Given instruction:
In the data, extract each line that holds the string "styles".

----- Available data -----

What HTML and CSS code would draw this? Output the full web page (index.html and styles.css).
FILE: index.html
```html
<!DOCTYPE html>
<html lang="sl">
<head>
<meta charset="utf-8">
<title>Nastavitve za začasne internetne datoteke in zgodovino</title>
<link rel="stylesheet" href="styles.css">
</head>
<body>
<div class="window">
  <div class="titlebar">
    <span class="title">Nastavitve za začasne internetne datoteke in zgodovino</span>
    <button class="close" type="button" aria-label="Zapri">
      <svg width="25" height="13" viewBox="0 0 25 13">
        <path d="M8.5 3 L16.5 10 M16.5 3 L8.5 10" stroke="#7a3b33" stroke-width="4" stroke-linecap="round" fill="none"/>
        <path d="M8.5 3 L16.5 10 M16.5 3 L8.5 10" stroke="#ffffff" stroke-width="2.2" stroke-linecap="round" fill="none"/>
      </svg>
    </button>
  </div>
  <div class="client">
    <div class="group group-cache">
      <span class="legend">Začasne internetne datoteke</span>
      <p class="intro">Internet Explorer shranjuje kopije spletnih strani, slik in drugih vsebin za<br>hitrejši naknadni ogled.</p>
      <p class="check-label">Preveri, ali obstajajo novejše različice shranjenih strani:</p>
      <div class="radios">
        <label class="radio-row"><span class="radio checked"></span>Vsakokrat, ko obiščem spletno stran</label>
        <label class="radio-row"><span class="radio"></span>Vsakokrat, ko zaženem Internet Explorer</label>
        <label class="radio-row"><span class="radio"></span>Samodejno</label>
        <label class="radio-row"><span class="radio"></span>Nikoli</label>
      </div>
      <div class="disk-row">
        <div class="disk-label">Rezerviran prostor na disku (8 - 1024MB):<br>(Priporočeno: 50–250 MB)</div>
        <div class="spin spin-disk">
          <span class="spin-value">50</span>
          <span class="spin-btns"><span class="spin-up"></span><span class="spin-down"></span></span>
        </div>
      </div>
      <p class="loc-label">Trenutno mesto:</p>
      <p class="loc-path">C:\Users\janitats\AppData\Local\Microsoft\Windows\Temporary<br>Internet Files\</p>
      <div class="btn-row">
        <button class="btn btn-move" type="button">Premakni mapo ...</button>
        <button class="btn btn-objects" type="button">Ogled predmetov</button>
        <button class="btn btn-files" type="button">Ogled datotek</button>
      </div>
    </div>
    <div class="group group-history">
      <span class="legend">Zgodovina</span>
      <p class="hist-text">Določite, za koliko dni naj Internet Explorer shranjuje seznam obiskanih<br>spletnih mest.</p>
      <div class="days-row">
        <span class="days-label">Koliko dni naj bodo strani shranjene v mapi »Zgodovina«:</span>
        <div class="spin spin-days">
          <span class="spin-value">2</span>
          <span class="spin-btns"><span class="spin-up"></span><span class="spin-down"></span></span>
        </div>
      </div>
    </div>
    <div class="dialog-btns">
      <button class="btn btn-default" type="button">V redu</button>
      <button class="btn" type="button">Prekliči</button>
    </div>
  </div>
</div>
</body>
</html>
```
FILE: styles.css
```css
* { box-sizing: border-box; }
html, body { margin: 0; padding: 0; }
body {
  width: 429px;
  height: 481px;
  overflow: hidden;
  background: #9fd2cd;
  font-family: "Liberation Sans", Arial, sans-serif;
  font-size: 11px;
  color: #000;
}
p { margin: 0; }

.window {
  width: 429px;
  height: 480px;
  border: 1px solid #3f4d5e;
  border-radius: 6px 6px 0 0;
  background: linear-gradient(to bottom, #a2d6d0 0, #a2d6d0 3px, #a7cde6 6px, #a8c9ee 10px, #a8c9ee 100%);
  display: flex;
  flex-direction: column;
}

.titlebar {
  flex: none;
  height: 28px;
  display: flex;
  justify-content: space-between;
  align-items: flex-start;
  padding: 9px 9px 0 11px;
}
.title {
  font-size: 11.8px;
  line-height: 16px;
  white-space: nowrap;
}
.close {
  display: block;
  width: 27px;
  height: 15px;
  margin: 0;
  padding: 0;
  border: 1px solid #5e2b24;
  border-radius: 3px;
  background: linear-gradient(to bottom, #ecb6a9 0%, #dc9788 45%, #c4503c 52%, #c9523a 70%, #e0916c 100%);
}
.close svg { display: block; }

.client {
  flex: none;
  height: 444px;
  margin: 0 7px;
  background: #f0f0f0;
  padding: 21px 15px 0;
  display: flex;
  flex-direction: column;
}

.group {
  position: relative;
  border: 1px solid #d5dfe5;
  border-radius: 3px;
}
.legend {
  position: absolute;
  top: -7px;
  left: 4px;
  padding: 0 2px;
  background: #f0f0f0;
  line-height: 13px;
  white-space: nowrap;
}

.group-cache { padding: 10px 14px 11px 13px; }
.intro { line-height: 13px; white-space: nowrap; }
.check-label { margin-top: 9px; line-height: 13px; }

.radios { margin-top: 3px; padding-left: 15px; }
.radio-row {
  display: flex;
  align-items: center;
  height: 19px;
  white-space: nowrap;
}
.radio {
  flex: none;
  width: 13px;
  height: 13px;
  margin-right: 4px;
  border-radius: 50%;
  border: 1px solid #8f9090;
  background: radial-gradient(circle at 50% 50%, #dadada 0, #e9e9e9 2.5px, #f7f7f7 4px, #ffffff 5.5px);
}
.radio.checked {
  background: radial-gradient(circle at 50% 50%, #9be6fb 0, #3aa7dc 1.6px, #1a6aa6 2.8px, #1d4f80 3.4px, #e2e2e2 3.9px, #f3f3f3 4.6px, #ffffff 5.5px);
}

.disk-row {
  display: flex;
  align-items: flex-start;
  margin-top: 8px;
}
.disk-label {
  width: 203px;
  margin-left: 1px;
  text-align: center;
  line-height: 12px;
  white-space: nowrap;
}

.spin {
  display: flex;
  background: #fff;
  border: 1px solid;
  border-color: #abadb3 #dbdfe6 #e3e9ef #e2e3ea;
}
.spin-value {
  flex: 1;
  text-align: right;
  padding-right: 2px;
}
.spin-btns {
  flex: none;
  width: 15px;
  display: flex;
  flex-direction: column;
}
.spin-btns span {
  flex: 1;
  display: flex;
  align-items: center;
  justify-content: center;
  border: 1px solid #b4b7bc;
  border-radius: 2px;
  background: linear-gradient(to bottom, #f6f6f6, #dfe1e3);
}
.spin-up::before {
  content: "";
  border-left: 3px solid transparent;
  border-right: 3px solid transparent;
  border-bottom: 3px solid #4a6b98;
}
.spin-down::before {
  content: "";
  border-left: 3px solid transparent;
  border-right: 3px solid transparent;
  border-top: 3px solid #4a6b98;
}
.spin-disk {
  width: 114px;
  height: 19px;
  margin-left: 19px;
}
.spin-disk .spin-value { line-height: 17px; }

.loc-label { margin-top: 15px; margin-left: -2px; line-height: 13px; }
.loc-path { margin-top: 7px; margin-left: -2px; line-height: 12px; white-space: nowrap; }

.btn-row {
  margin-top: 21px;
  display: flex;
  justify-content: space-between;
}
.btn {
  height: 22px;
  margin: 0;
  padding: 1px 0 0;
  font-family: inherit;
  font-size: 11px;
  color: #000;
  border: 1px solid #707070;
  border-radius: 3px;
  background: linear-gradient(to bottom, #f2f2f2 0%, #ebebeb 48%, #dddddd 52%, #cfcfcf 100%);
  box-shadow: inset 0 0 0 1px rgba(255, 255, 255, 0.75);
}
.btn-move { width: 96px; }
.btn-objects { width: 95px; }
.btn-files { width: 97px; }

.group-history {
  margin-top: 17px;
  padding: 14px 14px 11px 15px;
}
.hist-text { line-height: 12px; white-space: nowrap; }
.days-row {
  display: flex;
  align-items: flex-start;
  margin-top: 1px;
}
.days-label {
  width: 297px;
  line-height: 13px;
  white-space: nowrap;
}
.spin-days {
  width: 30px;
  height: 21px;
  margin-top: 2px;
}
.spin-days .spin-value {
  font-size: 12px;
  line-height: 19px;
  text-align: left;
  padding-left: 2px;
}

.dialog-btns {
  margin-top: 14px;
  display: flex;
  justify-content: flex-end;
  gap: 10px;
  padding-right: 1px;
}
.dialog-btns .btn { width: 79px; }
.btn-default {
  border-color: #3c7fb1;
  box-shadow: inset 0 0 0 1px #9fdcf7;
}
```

-----

Answer in full:
What HTML and CSS code would draw this? Output the full web page (index.html and styles.css).
<link rel="stylesheet" href="styles.css">
FILE: styles.css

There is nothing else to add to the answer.